Zugänglich und lesbar verankert Prinz’ Biografie die Geschichte Milena Jesenskás in ihrer Zeit: Der Zerfall Österreich-Ungarns, der Erste Weltkrieg, der in Prag erstarkende Nationalismus der Tschechen, die Gründung der Republik, der zerstörerische Nationalsozialismus, zunächst noch jenseits der Grenze – alles, was nach trockenem Geschichtsunterricht klingen könnte, wird höchst anschaulich entlang einer mitreißenden Lebensgeschichte erzählt.
Das gilt besonders für die letzten Lebensjahre der engagierten Journalistin: 1938, kurz vor dem Münchner Abkommen, war sie ins (noch tschechische) Sudentenland gereist, hatte wochenlang die nationalsozialistischen Sudetendeutschen beobachtet und aufrüttelnde Reportagen für ihre Zeitung verfasst. Im November 1939, nach der Besetzung der Rest-Tschechoslowakei durch die Nazis, wird Milena wegen Untergrund-Aktivitäten verhaftet. In Dresden spricht man sie zwar frei, aber sie wird von den Nazis unter Schutzhaft gestellt. Und kurz darauf ins Frauenkonzentrationslager Ravensbrück deportiert, wo sie 1944 stirbt.
Die Briefe aus dem KZ beschreiben, wie sehr sie sich nach ihrer Tochter, aber auch nach ihrem Vater und nach Prag sehnt. „In jedem Brief", erklärt Prinz, „beteuerte Milena, dass es ihr gut gehe und dass man sich keine Sorgen zu machen brauche. Das stimmte natürlich nicht." Dass sie sich auch im KZ ihren Lebensmut und ihre Hilfsbereitschaft bewahrt hatte, zeigt die Biografie anhand der Zeugnisse von Mitgefangenen, die ihr bis zuletzt „furchtloses Auftreten" bewunderten. „Sie lebte hingebungsvoll und verschwenderisch, war aber stets bereit, die Folgen ihres Lebenshungers zu tragen", schreibt Alois Prinz in seinem Epilog. Ein glänzend erzähltes Leben, dessen Intensität lange nachwirkt.

Von Jutta Person
Jutta Person, geboren 1971 in Südbaden, studierte Germanistik, Italienistik und Philosophie in Köln und Italien und promovierte mit einer Arbeit zur Geschichte der Physiognomik im 19. Jahrhundert. Die Journalistin und Kulturwissenschaftlerin lebt in Berlin und schreibt für die Süddeutsche Zeitung, Die Zeit und Philosophie Magazin. Von 2004 bis 2007 war sie Redakteurin bei Literaturen, seit 2011 betreut sie das Ressort Bücher beim Philosophie Magazin.
(Stand: 2020)
Inhaltsangabe des Verlags
Ihre kurze Liebe mit dem Dichter Franz Kafka machte sie weltbekannt. Doch Milena Jesenská war mehr: Schon früh begehrter Mittelpunkt der Prager Intellektuellenszene, wurde sie später eine engagierte politische Journalistin und schließlich Widerstandskämpferin im »Dritten Reich«.

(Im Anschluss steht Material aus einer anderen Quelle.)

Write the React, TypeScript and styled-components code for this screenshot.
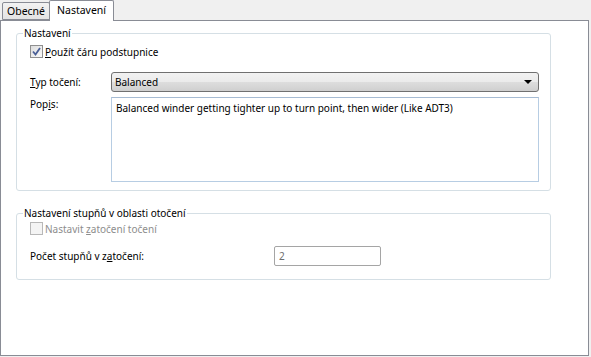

Die Prager Professorentochter Milena Jesenská (1896-1944) rang zeitlebens um Unabhängigkeit. Sie brach ihr Medizinstudium ab, heiratete gegen den Willen des Vaters, der sie darauf hin entmündigte, und entwickelte sich zu einer Journalistin, die sich gegen soziales Elend einsetzte und gegen das NS-Regime kämpfte.
Eindringlich und mit großer Achtung erzählt Alois Prinz von Milena, die 24 war, als sich ihre Wege mit denen Kafkas kreuzten. Er zieht dabei die erst kürzlich entdeckten Briefe heran, die Milena aus Ravensbrück an ihren Vater und ihre Tochter Honza schrieb. Dabei entsteht das Bild einer jungen Frau, die ungewöhnlich leidenschaftlich war in der Liebe, der Freundschaft und der Sorge für andere.